### MATERIAL TO PROCESS
— Start —
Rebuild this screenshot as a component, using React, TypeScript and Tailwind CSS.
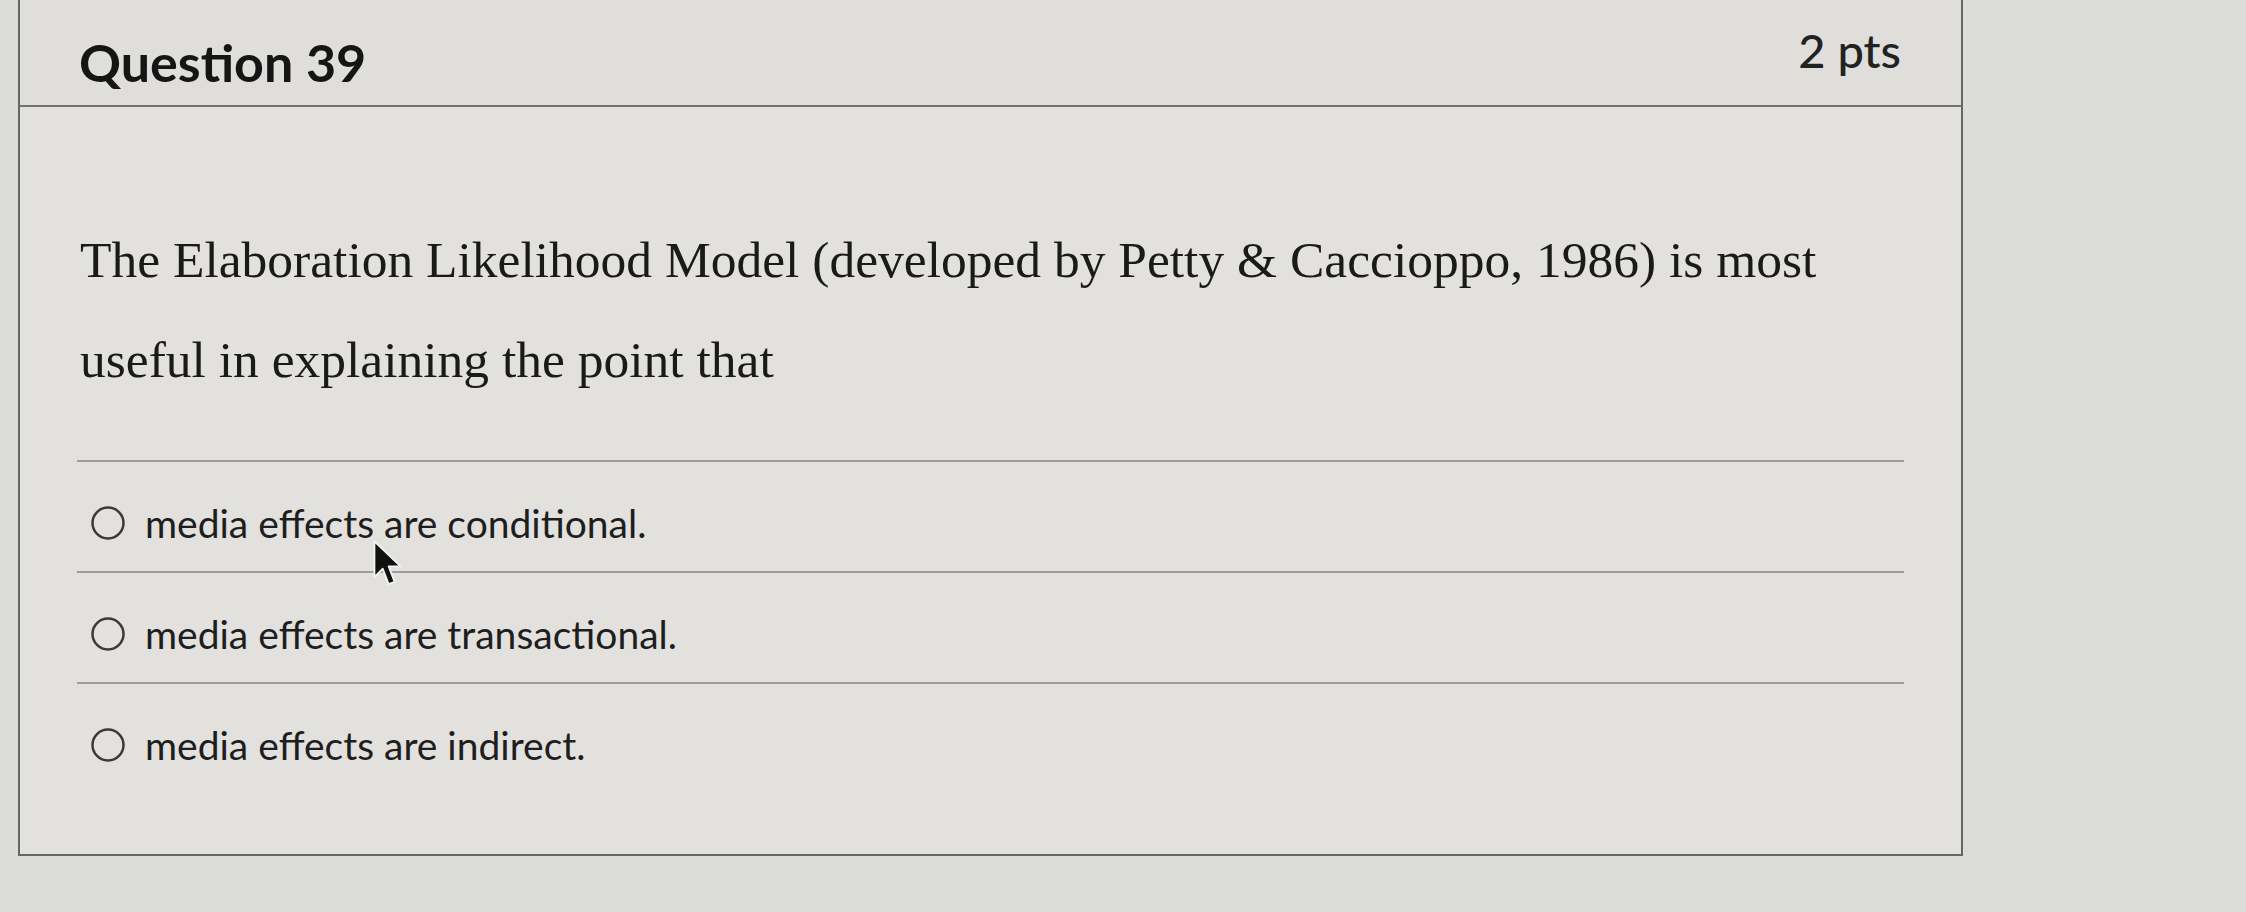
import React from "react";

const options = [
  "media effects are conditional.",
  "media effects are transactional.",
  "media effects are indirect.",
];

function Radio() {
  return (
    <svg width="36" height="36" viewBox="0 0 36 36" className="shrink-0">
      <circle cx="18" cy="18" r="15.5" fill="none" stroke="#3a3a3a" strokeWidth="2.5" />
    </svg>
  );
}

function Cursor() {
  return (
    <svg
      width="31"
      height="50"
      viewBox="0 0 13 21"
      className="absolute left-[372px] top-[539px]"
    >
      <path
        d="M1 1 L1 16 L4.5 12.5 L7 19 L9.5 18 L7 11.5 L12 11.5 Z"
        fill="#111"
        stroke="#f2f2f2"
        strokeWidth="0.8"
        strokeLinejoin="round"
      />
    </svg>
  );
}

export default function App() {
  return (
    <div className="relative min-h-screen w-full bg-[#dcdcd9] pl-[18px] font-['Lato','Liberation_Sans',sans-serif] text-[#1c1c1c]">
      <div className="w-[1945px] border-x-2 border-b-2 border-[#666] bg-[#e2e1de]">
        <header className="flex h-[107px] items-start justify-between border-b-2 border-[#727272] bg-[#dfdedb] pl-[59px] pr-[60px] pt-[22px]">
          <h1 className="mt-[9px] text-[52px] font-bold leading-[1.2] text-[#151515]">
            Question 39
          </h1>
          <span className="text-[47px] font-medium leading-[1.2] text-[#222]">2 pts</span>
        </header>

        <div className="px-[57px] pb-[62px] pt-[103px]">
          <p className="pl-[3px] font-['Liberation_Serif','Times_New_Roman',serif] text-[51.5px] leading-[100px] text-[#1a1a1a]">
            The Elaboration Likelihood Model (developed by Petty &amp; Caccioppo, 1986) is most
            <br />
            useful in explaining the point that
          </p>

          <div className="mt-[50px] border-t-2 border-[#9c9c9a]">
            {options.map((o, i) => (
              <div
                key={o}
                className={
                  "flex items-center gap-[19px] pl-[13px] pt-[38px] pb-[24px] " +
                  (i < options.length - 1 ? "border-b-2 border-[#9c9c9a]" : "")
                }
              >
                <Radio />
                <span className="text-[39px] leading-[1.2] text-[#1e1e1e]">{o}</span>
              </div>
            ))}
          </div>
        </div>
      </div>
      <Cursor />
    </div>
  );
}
— End —
— Start —
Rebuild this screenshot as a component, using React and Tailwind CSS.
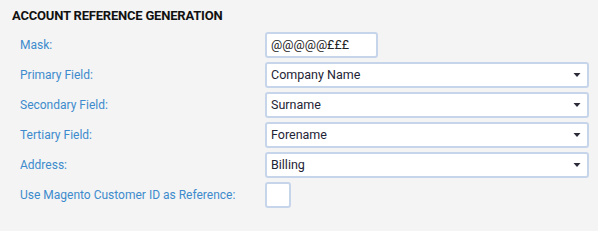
— End —
### AIM
Return all lines of the material above in which the word "Tailwind" occurs.

### SOLUTION
Rebuild this screenshot as a component, using React, TypeScript and Tailwind CSS.
Rebuild this screenshot as a component, using React and Tailwind CSS.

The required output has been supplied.